Front-end source files:
-*-*-

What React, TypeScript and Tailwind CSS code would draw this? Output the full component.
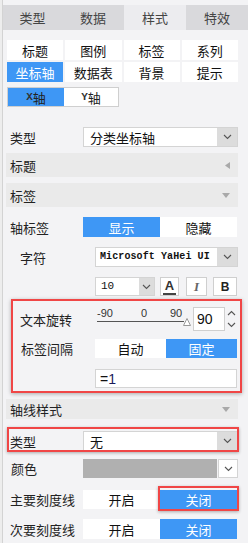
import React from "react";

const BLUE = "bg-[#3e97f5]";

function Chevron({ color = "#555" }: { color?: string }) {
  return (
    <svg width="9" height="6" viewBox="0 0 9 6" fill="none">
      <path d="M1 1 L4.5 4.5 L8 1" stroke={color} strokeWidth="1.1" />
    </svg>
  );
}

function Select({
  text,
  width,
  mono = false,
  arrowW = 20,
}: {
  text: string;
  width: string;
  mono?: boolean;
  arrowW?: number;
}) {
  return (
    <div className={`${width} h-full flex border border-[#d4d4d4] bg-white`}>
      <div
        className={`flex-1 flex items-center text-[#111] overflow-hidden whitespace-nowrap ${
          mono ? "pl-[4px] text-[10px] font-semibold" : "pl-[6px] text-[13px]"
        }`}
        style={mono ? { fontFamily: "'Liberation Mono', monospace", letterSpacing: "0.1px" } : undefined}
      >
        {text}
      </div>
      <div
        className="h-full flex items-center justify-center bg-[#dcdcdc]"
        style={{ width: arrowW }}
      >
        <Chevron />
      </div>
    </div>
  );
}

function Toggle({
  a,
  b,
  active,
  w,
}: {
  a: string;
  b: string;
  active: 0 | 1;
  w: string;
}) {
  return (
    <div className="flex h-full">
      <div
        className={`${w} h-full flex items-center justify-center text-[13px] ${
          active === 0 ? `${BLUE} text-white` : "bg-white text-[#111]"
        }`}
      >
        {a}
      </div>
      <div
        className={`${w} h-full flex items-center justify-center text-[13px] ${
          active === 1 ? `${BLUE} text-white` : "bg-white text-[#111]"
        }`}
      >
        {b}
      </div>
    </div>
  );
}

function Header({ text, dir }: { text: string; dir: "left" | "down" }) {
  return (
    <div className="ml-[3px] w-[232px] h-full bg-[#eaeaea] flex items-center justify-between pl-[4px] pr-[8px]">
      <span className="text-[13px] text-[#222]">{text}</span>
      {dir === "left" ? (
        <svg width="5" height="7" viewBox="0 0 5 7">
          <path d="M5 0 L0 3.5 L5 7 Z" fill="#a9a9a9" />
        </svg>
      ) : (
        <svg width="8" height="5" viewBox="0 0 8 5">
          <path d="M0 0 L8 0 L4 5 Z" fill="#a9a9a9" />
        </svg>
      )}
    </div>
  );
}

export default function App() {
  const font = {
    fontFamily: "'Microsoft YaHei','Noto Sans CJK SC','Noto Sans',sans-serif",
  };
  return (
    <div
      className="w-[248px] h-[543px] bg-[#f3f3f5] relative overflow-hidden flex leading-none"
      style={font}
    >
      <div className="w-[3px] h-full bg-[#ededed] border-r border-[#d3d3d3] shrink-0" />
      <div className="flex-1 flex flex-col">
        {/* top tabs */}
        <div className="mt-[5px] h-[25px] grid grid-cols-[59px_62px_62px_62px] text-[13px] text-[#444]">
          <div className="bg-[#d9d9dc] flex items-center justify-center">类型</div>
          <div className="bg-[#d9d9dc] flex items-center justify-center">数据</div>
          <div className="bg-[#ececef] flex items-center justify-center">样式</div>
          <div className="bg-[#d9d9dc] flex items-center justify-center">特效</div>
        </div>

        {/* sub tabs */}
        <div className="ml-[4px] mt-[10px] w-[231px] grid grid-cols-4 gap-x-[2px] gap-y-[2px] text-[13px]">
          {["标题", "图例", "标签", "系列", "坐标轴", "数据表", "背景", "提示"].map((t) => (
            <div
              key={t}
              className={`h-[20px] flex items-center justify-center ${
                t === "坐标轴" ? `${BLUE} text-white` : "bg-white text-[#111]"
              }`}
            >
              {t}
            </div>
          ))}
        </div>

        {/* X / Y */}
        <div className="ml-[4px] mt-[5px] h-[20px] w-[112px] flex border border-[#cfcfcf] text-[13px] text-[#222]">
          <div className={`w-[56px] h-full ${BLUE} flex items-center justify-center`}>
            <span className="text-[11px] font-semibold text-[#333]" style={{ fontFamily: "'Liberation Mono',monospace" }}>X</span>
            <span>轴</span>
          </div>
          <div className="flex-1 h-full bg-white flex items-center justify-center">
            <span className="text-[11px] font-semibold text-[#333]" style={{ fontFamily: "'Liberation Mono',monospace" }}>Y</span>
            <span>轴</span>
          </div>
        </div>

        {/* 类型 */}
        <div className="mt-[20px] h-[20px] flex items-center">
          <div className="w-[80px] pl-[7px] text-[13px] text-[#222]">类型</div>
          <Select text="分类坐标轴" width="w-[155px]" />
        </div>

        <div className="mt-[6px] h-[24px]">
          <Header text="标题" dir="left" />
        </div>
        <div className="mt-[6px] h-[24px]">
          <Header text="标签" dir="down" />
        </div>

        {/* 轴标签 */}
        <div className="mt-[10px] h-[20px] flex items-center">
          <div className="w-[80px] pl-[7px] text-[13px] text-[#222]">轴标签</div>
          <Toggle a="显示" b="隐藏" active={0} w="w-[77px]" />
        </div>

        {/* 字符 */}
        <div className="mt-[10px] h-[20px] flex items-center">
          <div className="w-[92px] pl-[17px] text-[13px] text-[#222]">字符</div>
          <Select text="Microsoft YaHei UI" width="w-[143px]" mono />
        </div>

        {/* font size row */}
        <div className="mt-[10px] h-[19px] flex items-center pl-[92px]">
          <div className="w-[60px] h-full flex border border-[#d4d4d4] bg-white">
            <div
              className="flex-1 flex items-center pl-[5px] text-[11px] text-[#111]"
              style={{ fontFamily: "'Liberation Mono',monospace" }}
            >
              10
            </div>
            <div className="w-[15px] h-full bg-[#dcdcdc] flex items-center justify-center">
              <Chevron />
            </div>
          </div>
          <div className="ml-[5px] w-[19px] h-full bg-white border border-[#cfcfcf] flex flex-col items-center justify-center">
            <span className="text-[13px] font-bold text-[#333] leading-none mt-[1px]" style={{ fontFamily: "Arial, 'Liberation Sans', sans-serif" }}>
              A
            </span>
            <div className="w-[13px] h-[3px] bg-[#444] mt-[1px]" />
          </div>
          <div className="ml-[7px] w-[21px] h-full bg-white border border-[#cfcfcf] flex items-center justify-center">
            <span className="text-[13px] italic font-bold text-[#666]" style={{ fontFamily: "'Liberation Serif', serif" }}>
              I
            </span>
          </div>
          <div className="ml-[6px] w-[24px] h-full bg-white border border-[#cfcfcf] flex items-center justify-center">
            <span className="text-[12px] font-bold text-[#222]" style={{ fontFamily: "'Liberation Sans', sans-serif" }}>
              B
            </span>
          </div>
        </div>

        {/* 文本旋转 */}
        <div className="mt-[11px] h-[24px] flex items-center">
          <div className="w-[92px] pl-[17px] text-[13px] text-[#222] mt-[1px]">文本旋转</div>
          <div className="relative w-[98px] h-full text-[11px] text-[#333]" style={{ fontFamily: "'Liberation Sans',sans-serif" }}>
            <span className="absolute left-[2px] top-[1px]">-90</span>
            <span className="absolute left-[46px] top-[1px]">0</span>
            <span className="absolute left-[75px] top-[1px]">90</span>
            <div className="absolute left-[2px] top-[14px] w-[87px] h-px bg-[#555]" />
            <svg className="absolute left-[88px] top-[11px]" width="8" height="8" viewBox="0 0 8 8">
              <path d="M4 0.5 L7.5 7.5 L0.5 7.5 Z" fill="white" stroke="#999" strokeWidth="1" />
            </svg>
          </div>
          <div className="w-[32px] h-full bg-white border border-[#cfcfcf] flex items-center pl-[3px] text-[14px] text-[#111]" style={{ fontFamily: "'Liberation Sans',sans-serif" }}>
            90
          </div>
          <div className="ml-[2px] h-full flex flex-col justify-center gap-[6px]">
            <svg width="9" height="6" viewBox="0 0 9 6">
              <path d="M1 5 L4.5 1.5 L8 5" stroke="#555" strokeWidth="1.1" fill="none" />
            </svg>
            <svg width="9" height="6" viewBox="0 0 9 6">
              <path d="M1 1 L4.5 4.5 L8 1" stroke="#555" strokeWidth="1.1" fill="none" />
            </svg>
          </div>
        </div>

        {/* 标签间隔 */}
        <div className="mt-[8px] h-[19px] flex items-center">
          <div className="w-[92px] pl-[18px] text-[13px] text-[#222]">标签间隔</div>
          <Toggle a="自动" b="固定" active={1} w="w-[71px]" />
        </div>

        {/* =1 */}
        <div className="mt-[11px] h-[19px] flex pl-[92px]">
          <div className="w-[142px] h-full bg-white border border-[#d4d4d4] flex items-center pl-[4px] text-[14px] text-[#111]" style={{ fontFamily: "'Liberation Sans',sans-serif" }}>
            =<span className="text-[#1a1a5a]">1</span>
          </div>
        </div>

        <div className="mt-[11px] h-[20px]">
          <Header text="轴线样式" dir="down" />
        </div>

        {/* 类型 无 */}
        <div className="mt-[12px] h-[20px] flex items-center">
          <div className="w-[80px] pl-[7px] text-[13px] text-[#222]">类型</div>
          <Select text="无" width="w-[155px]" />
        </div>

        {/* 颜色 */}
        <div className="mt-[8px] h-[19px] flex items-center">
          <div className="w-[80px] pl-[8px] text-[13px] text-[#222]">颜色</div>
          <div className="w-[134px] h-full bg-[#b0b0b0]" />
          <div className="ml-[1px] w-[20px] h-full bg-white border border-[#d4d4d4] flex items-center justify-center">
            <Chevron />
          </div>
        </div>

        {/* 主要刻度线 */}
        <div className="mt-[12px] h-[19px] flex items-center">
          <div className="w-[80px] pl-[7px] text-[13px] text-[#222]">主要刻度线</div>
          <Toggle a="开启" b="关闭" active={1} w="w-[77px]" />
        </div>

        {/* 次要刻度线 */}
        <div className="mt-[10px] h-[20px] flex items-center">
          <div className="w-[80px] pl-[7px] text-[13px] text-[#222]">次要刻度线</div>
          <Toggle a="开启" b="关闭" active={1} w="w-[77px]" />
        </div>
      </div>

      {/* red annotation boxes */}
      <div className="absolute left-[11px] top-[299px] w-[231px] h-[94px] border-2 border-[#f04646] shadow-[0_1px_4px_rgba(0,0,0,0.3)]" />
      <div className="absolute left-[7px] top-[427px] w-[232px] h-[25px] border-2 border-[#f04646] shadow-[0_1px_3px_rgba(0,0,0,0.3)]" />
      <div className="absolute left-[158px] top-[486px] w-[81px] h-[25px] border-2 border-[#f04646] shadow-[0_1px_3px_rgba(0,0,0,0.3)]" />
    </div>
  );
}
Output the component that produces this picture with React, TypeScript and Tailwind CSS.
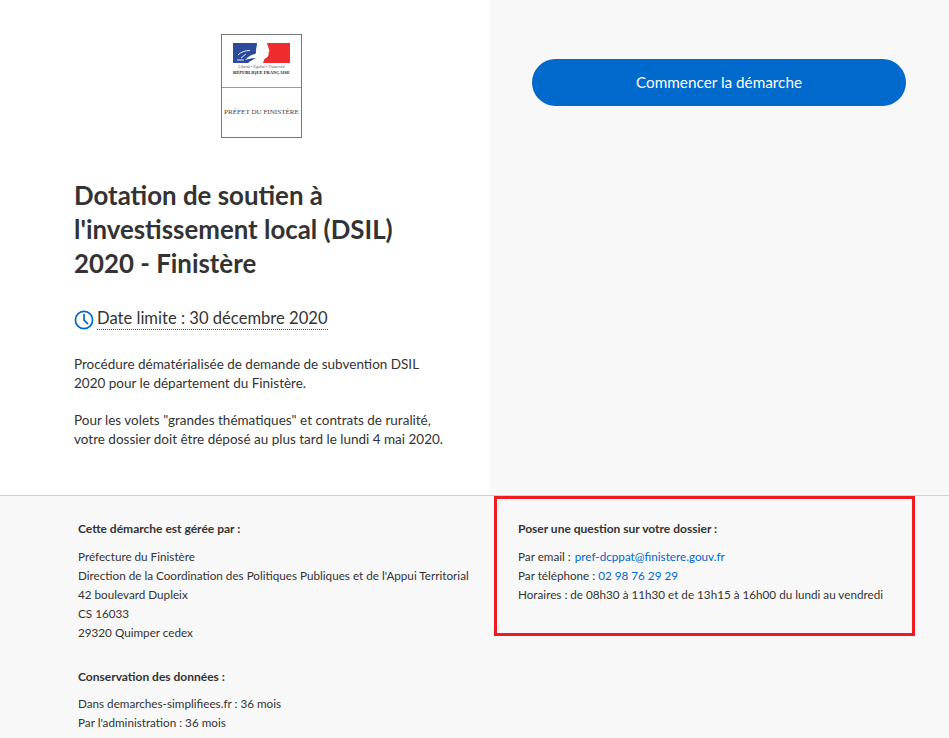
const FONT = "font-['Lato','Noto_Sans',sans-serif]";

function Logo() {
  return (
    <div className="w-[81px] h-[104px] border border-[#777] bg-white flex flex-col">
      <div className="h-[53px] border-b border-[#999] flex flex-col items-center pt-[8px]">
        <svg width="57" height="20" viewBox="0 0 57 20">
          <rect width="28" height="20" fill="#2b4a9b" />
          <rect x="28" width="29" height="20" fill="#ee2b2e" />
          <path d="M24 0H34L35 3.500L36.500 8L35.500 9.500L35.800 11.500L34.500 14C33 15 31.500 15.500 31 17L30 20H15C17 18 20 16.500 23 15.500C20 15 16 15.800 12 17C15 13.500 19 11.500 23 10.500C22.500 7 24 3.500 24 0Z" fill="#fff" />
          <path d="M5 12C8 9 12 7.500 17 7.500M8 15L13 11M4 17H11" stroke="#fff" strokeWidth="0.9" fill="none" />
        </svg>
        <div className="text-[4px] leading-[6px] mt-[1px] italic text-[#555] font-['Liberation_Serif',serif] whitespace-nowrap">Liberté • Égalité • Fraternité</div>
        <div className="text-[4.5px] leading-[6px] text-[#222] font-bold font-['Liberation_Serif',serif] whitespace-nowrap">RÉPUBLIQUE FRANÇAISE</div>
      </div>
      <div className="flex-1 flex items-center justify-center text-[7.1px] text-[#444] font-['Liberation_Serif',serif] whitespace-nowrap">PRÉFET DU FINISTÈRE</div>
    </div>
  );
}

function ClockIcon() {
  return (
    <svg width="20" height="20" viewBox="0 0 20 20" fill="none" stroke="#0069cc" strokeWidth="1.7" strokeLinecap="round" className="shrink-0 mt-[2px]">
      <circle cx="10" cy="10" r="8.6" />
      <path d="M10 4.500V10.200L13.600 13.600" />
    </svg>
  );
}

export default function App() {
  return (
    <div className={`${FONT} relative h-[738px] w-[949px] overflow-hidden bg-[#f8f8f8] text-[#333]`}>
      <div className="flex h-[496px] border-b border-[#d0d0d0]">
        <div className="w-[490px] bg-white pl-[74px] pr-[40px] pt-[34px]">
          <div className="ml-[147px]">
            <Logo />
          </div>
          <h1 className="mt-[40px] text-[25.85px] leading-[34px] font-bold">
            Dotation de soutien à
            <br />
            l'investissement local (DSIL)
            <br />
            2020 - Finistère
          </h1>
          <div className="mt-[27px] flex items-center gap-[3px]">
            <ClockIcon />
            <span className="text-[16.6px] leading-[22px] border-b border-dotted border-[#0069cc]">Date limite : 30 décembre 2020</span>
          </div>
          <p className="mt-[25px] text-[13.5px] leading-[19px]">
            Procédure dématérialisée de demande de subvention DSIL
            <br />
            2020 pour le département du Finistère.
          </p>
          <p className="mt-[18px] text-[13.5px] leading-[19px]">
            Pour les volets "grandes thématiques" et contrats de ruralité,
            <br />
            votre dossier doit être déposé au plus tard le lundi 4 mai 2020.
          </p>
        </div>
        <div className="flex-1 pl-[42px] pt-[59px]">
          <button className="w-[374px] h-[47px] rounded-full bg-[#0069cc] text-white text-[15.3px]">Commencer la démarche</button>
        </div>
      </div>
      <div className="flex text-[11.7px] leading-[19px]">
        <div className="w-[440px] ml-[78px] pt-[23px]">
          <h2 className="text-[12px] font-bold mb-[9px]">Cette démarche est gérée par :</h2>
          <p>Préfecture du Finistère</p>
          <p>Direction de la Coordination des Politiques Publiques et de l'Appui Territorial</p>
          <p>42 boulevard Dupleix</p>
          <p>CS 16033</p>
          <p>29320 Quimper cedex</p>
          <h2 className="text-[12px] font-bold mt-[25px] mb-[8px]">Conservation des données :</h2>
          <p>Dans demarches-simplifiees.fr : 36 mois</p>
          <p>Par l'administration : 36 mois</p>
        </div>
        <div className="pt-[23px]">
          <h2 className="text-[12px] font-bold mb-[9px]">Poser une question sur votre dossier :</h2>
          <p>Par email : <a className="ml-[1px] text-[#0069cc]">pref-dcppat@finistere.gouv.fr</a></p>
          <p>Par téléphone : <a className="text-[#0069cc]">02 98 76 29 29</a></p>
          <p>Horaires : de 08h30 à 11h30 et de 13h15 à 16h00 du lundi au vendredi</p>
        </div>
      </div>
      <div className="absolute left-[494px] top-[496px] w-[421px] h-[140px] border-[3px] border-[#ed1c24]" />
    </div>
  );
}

-*-*-

Sift the material for lines with the string "Output". Copy each one found.

WORKED SOLUTION:
What React, TypeScript and Tailwind CSS code would draw this? Output the full component.
Output the component that produces this picture with React, TypeScript and Tailwind CSS.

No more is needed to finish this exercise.